When the ESPN docuseries The Last Dance aired last year, it unveiled plenty of insights into the Chicago Bulls’ historic NBA run in the 1990s but perhaps none more tantalizing than the implication that filming Space Jam allowed Michael Jordan to return to the league in top shape. To prepare for the 1996 sports comedy-turned-millennial pop cultural artifact, Jordan played scrimmage games with greats like Reggie Miller and former teammate Dennis Rodman in a state-of-the-art basketball facility built by Warner Bros. Perhaps it will take another 25 years or so to uncover the hidden merit behind its belated and belabored sequel Space Jam: A New Legacy but in the meantime, it’s best to take it at face value as the visually abrasive and artistically adrift piece of corporate cinema that it is.
Succeeding Jordan is Cavaliers/Heat/Cavaliers/Lakers star LeBron James, playing a fictionalized version of himself but retaining his real-life status as a father of three. He pushes his youngest son Dom (Cedric Joe) to follow in his footsteps on the court, while ignoring the fact that Dom would rather attend video game design camp than basketball camp. After taking an ill-fated meeting at the Warner Bros. studios, the two get on an elevator to leave but are lured down to a server room where the evil computer AI Al-G Rhythm (Don Cheadle) capitalizes on the rift between father and son. After becoming trapped in a virtual reality based on one of Dom’s games, LeBron and his son must square off in a digital game of hoops to get back to reality.

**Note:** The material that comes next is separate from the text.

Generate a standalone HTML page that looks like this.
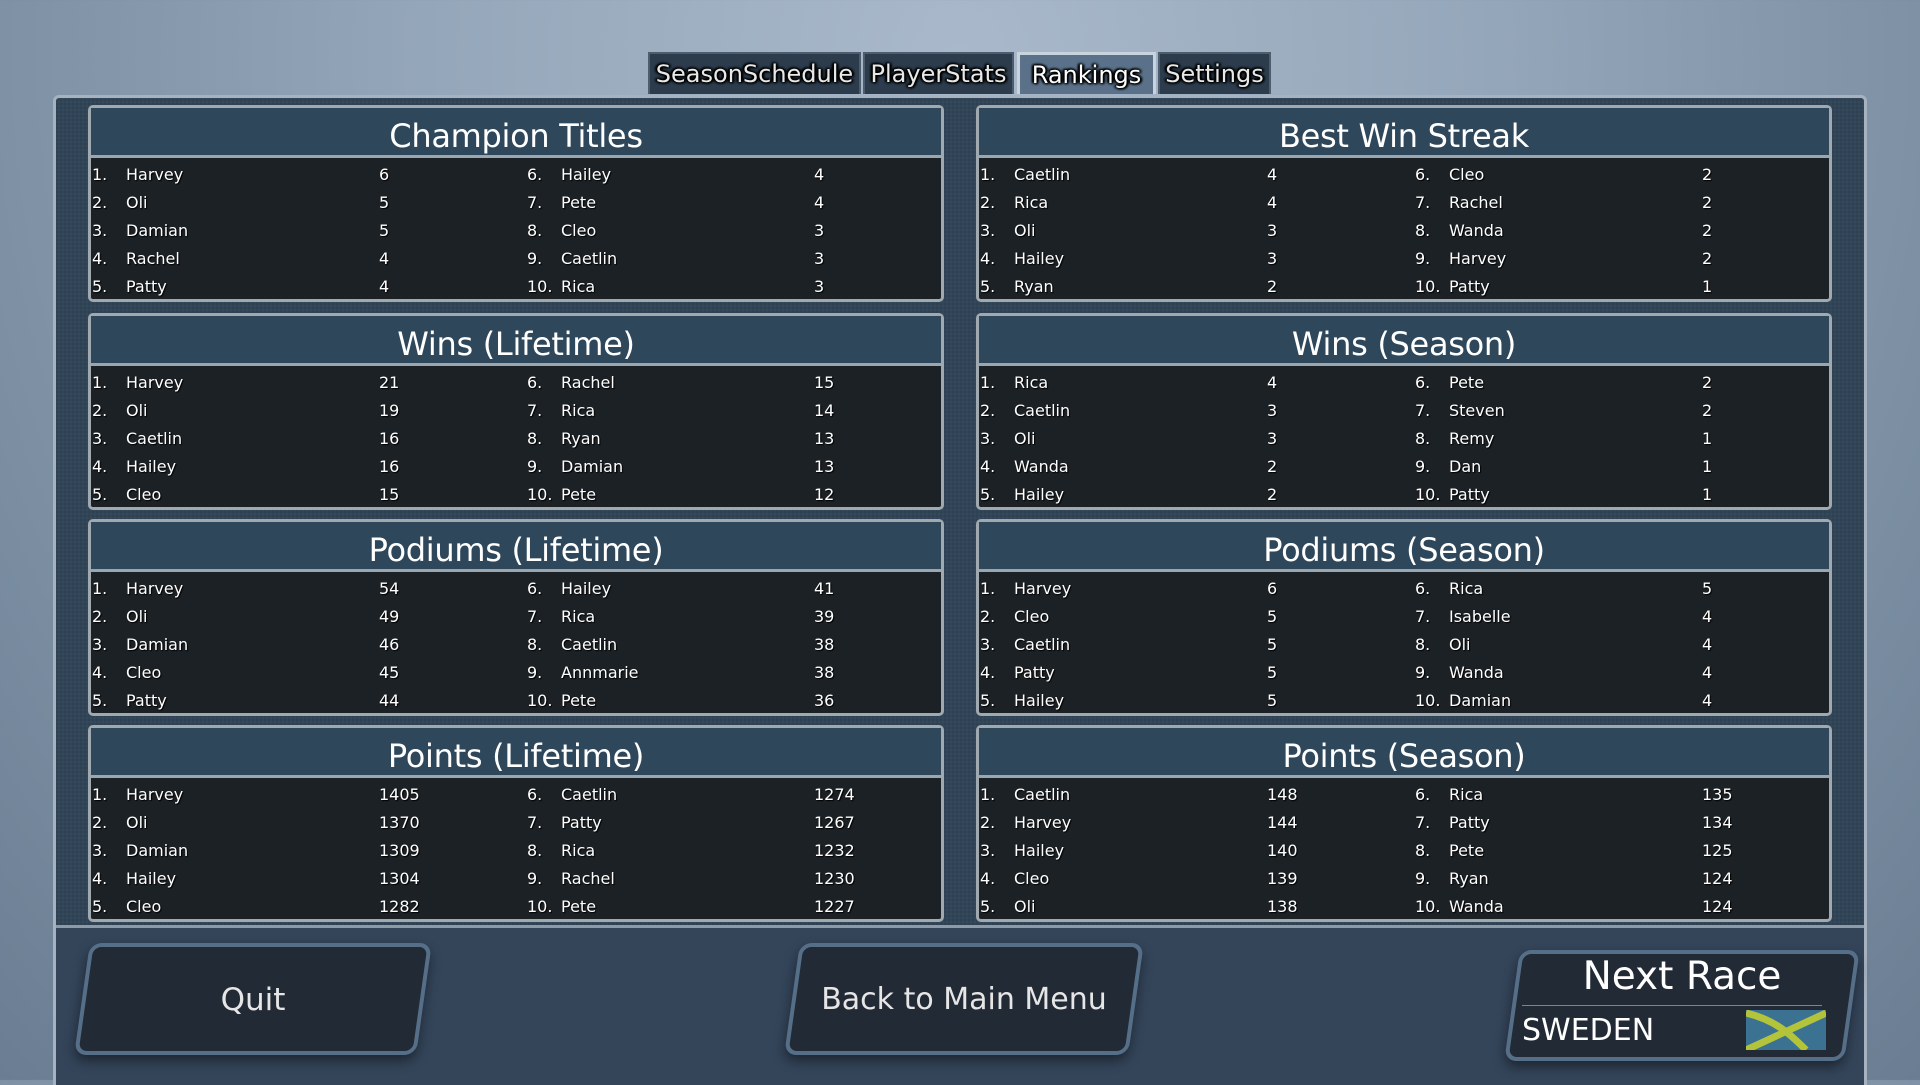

Any way you look at it, Space Jam is no masterpiece but it’s Who Framed Roger Rabbit when compared to A New Legacy. The former stands at a reasonable 87 minutes (79 minutes, if you lop off the lengthy closing credits), where its follow-up plays like a 115-minute unskippable ad for Warner Media, LLC. Sure, the Looney Tunes factor heavily into both movies but the process of reuniting the Tune Squad in Legacy leads to a tacky and irresponsible montage where various animated characters are copy-and-pasted into scenes from WB properties like Mad Max: Fury Road and Austin Powers. Even stupider is the decision to reference other movie characters from (inexplicably) What Ever Happened to Baby Jane? to (more inexplicably) A Clockwork Orange by way of cosplaying extras in the stands of the fateful digital ball game.
I don’t know that I’ve ever seen a studio so garishly promote its own IP within a film as Warner Bros. does here and that’s including Ready Player One, the WB-produced Spielberg misfire that was less of a movie and more of an “Easter egg” hunt. Just because Bugs is the Bunny hiding the eggs this time around doesn’t make the designs on the outside any more appealing and the prizes on the inside any less putrid. Beyond the barrage of pop culture references, the screenplay with 6 credited writers attached is full of airball after airball in the humor department. There’s one joke that lands: a mistaken identity gag with a relatively clever punchline and a cameo from a well-known actor who doesn’t look totally embarrassed to be there. Still, it’s the equivalent of scoring a layup during a 40-point deficit with 2 minutes left in the game.
There have been cloying and unfunny films in the past but Space Jam: A New Legacy depresses me most because its narrative’s existence within a virtual world implicitly promotes another level of removal from reality to its impressionable audience. Movies are enough of an escapist entertainment as it is and devices that distract us from real life already pervade every facet of daily living. Do we really need to set kids’ entertainment in a techno-scape of zeroes and ones to keep their attention? The Space in Space Jam used to mean outer space; now it refers to a digital space that is constantly changing and warping around us in ways we can’t totally understand and ways that Hollywood certainly doesn’t understand. Let’s hope the legacy of Space Jam: A New Legacy is much shorter lived than its predecessor.
Score – 1/5
New movies coming this weekend:
Coming only to theaters is Old, an M. Night Shyamalan supernatural mystery starring Gael García Bernal and Vicky Krieps about a vacationing family who discovers a beach that inexplicably causes them to age rapidly.
Also playing exclusively in theaters is Snake Eyes, a G.I. Joe spin-off starring Henry Golding and Andrew Koji about the titular fighter joining an ancient Japanese ninja clan.
Streaming on Amazon Prime is Jolt, an action comedy starring Kate Beckinsale and Laverne Cox about a bouncer whose homicidal tendencies are kept at bay by an electrode-lined vest.